Salah satu yang jadi pilihan utama tidak lain tokoh-tokoh Nahdlatul Ulama (NU). Zuhro melihat, tokoh-tokoh NU kembali dibutuhkan karena memang memiliki ceruk pemilih yang sangat besar seperti di Jatim dan Jateng.

"Ini yang harus dicarikan basis yang sama. Cuma, bagaimana perasaan Golkar dan PAN, belum bisa dijelaskan," kata Zuhro, Ahad (10/9).

Sampai saat ini, ia menuturkan, Golkar dan PAN memang masih memegang komitmen mendukung Prabowo. Tapi, Zuhro mengingatkan, Golkar-PAN sama-sama diamanahkan agar kader mereka bisa diakomodasi di Pilpres 2024.

Apalagi, PAN selama ini sudah terang-terangan mengusung Erick Thohir untuk bisa dipinang sebagai cawapres. Tuntutan sama datang dari Golkar yang memiliki daya tawar sebagai pemilik kursi parlemen terbesar kedua.

"Ketika ketum Golkar dan ketum PAN, atas amanah partainya mencalonkan ketumnya ternyata tidak diakomidasi apakah tetap di sana atau hengkang," ujar Zuhro.

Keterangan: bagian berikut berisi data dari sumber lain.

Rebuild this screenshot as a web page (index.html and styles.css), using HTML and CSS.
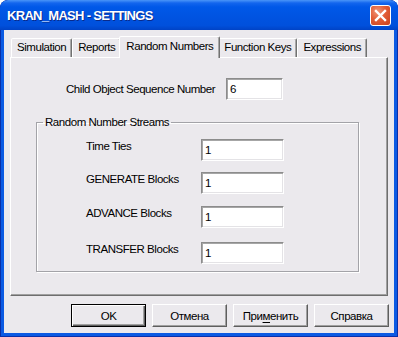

Bagi Zuhro, ini yang membuat dinamika politik ke depan cukup sulit diprediksi. Sebab, suasana masih sangat cair, saking cairnya tidak berbentuk sampai akar rumput partai tidak bisa membaca sikap partainya.

Ia merasa, kerumitan luar biasa ini terjadi ketika petahana tidak bisa mencalonkan lagi dan partai-partai tidak memiliki kader yang cukup oke. Alhasil, mereka terpaksa mencari koalisi demi memenuhi ambang batas.

Namun, Zuhro menambahkan, kondisi ini tidak pernah dirasakan PDIP. Sebab, sejak awal, bukan karena percaya diri, tapi memang karena kursi parlemen PDIP sudah memenuhi ambang batas dan tidak perlu koalisi.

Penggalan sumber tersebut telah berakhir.